After only swimming the oceans for the blink of an eye, the fate of a poor baby ichthyosaur was sealed. But that was enough time for it to reveal to researchers hundreds of millions of years later the behavior of the youngest of these creatures.
Scientists have described what they believe is the youngest and smallest specimen of Ichthyosaurus communis ever discovered. The tiny fossil only measures 70 centimeters (2.3 feet) in length, but the exquisite detail of the preservation means that the tiny fossil has revealed some incredible insights into the animal, including its last meal before death.
“It is amazing to think we know what a creature that is nearly 200 million years old ate for its last meal,” says Dean Lomax, who led the research published in Historical Biology, in a statement. “We found many tiny hook-like structures preserved between the ribs. These are from the arms of prehistoric squid. So, we know this animal's last meal before it died was squid.”
This is interesting because it helps to piece together what the ecosystem may once have looked like at the time. While this little fossil is the youngest Ichthyosaurus ever discovered, there have been other babies from different species of ichthyosaurs found, and their stomachs revealed something else entirely.
One such example is that of ichthyosaurs known as Stenopterygius. This species lived later than the subject of this new study, but research has shown that the young of Stemopterygius fed predominately on fish, leading scientists to believe that perhaps newborn ichthyosaurs focused on prey covered in scales, before moving on to squid as they matured. It now seems that instead of this, the young of different species had different feeding strategies from the start.
However, as is often the case when researchers discover a long-hidden gem in the back room of a museum, there are many missing details about the fossil, such as its age. While the vast majority of all fossils belonging to the Ichthyosaurus genus have been found exclusively in the UK, the exact location of where this specimen was originally collected was not recorded.

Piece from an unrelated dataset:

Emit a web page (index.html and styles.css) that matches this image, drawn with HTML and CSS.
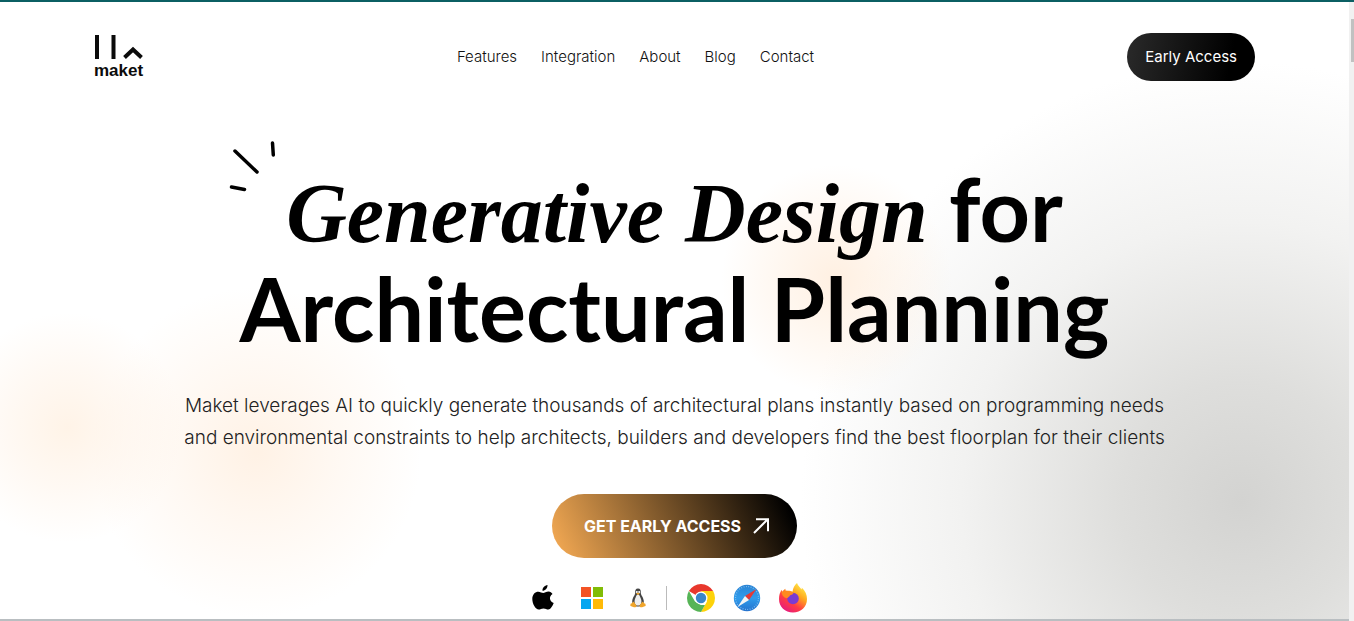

Yet, the researchers were able to glean some additional information from the slab of rock the bones were still preserved in. The microfossils lying alongside the baby ichthyosaur can be used to date the fossil, and they point to it being around 199 million years old. This provides valuable details as to the age, although as rocks of this period are fairly common across the UK, it doesn’t help to narrow down where it was first collected.